> _YOUR GOAL_
Go through the material below and copy all lines with "size".

═══ DATA SEGMENT

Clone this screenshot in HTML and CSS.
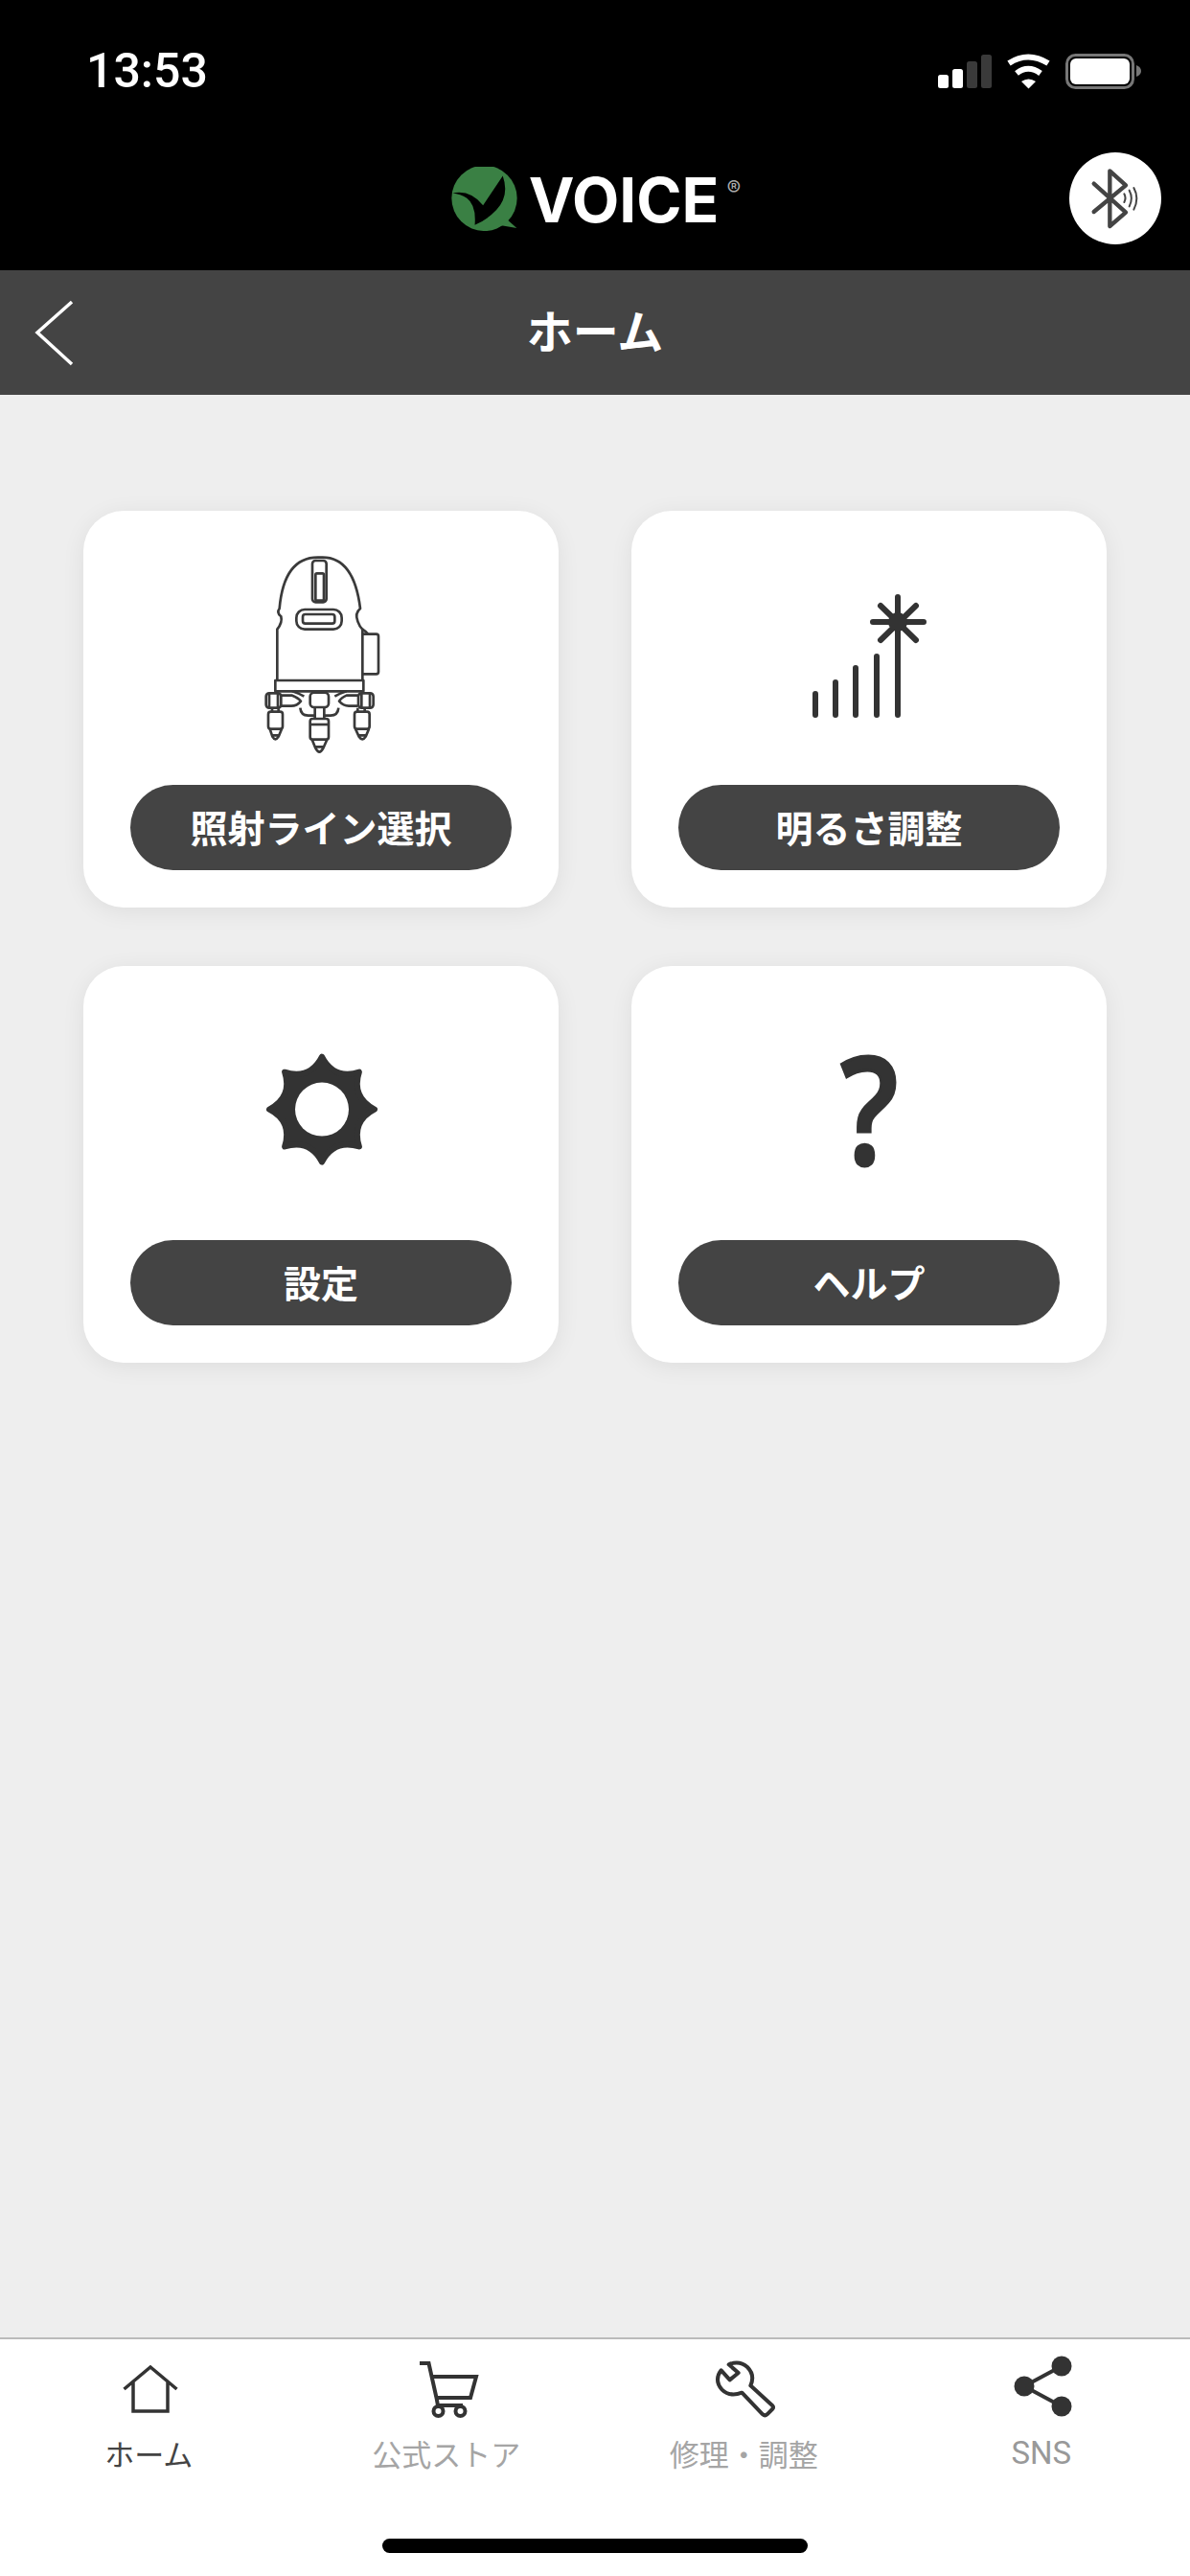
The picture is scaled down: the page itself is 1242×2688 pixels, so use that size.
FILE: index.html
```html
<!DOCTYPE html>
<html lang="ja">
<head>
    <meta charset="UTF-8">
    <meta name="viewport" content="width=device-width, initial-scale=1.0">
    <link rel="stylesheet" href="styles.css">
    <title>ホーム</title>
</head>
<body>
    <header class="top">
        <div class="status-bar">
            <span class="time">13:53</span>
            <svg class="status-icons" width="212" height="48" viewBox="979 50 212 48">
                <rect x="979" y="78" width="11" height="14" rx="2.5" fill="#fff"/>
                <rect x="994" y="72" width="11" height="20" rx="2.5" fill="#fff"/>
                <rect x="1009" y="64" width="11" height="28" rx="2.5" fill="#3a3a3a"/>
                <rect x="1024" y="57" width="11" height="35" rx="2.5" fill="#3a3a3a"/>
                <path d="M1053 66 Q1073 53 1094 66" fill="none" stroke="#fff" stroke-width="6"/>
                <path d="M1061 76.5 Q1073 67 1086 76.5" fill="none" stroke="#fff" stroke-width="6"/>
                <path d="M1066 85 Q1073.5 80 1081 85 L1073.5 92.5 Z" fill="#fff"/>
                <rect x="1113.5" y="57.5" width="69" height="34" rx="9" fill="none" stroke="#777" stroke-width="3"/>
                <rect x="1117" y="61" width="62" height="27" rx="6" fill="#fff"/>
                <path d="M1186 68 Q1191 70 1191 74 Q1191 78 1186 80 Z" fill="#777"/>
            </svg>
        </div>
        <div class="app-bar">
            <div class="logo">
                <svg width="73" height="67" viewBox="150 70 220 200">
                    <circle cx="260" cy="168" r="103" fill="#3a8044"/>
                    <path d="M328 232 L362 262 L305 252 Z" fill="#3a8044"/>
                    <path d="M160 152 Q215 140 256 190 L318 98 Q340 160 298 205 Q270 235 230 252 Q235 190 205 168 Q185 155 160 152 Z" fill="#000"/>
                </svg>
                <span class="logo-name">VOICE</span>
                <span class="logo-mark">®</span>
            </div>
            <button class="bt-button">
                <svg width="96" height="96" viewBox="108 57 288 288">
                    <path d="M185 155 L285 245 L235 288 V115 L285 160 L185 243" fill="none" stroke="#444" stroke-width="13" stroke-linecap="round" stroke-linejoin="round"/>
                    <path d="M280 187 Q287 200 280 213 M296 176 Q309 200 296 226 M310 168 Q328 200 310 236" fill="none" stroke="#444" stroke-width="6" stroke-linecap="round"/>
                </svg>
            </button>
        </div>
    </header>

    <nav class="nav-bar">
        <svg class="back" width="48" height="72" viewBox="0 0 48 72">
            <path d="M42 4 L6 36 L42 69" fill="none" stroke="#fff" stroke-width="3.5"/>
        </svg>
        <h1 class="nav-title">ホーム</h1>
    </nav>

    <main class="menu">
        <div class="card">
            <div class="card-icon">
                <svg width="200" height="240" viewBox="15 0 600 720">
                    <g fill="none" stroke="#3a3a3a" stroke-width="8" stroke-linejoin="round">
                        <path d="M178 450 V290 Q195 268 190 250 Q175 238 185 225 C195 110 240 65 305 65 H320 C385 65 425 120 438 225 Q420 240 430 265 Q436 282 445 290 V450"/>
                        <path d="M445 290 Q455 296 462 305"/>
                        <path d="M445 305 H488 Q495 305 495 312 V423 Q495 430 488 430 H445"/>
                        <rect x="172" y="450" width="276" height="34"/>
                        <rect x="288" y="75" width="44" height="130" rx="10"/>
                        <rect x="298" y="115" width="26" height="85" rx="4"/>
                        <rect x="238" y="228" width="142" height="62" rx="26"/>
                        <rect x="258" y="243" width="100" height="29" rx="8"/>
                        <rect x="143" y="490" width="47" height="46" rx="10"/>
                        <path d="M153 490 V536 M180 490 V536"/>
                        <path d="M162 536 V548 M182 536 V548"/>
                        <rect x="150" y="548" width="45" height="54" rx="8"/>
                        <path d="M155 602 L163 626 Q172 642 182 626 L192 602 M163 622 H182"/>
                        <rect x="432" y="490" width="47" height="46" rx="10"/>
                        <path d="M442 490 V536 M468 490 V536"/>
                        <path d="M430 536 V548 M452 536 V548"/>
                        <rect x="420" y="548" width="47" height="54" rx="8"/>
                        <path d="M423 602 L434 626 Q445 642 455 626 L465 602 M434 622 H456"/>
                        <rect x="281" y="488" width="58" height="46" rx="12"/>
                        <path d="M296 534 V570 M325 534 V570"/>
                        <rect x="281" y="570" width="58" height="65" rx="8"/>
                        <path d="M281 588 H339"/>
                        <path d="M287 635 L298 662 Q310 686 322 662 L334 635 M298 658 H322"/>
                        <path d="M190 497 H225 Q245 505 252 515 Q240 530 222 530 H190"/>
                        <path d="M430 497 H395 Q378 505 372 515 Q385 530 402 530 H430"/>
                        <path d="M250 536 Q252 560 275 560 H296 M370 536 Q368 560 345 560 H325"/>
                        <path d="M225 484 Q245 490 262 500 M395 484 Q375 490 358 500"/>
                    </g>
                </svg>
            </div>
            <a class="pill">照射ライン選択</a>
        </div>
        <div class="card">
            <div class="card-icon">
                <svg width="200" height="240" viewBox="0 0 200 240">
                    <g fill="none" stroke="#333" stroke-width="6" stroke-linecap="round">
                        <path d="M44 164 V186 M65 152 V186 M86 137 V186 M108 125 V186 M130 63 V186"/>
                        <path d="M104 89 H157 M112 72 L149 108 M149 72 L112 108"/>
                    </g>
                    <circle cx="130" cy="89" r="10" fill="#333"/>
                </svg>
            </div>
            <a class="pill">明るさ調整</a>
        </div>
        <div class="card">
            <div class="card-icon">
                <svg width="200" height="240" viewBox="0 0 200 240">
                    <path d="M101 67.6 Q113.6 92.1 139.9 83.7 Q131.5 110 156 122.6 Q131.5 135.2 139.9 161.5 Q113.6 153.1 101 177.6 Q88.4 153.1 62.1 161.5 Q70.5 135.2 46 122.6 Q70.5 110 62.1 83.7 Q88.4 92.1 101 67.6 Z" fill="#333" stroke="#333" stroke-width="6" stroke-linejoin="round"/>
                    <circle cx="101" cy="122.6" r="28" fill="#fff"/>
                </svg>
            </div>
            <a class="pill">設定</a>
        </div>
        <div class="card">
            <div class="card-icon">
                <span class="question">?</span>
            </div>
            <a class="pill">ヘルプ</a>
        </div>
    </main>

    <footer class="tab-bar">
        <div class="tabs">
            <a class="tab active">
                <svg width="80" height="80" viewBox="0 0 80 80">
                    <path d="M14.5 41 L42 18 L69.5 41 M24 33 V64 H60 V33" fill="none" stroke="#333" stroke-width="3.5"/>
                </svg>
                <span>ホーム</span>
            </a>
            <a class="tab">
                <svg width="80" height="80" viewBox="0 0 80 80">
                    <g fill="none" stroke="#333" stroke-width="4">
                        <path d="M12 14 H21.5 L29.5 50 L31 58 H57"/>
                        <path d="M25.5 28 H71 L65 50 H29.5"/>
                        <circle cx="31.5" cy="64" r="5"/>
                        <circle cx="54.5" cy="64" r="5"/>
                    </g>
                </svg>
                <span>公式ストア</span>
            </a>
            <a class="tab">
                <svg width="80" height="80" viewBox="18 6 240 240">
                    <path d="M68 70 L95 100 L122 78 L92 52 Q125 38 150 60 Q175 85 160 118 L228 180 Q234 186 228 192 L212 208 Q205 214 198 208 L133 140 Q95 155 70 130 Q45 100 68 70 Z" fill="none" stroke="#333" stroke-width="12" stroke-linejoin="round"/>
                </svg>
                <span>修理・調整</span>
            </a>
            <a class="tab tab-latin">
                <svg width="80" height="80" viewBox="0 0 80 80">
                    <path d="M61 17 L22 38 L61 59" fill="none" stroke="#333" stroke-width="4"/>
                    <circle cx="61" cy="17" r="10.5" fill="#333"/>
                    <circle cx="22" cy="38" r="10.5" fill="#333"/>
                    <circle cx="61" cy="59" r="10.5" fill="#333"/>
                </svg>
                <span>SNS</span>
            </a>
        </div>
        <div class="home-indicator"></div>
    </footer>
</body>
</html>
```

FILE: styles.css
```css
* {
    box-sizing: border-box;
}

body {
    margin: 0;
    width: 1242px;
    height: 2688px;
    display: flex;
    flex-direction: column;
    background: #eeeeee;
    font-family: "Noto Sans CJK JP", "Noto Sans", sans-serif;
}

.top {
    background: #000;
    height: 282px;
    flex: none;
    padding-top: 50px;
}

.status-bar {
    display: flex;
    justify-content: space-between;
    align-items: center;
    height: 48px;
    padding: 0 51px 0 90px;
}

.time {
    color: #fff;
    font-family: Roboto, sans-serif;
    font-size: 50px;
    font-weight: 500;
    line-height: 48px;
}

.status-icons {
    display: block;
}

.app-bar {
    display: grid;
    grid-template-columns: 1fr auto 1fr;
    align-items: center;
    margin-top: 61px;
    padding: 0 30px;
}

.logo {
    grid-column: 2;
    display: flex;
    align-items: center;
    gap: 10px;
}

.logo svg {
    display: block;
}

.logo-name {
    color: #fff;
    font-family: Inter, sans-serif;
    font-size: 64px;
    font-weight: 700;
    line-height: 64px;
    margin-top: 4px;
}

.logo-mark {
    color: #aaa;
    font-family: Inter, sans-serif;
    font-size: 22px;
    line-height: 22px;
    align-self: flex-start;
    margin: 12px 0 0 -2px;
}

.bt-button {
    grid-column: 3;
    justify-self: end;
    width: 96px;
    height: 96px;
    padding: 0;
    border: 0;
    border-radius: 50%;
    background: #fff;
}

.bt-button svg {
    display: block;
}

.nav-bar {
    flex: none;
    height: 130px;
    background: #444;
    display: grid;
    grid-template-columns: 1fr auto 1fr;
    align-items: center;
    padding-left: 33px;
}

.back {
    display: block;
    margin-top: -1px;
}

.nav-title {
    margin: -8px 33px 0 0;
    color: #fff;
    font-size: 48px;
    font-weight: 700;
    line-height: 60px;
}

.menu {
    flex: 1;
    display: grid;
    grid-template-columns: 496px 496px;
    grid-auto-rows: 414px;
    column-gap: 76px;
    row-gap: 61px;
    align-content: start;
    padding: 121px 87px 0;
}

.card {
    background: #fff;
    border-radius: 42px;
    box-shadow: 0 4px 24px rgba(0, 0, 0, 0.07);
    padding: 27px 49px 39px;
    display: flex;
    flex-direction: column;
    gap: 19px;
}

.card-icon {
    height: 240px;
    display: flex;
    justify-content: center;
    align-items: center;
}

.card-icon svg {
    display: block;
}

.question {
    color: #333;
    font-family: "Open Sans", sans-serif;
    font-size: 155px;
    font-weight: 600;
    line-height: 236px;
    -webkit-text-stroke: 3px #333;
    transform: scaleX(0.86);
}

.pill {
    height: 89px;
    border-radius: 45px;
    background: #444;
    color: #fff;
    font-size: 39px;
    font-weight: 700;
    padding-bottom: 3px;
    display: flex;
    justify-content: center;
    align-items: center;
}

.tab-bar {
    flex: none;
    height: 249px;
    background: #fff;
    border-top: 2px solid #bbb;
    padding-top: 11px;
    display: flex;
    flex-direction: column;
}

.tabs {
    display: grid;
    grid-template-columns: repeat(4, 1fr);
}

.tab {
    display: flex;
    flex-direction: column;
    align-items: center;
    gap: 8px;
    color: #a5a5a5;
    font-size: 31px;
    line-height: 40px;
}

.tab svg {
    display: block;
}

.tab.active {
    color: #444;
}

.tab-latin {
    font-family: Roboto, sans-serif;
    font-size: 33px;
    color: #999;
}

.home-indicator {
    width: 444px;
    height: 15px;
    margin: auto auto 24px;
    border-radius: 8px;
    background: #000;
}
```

══════

> _TASK ANSWER_
The picture is scaled down: the page itself is 1242×2688 pixels, so use that size.
    font-size: 50px;
    font-size: 64px;
    font-size: 22px;
    font-size: 48px;
    font-size: 155px;
    font-size: 39px;
    font-size: 31px;
    font-size: 33px;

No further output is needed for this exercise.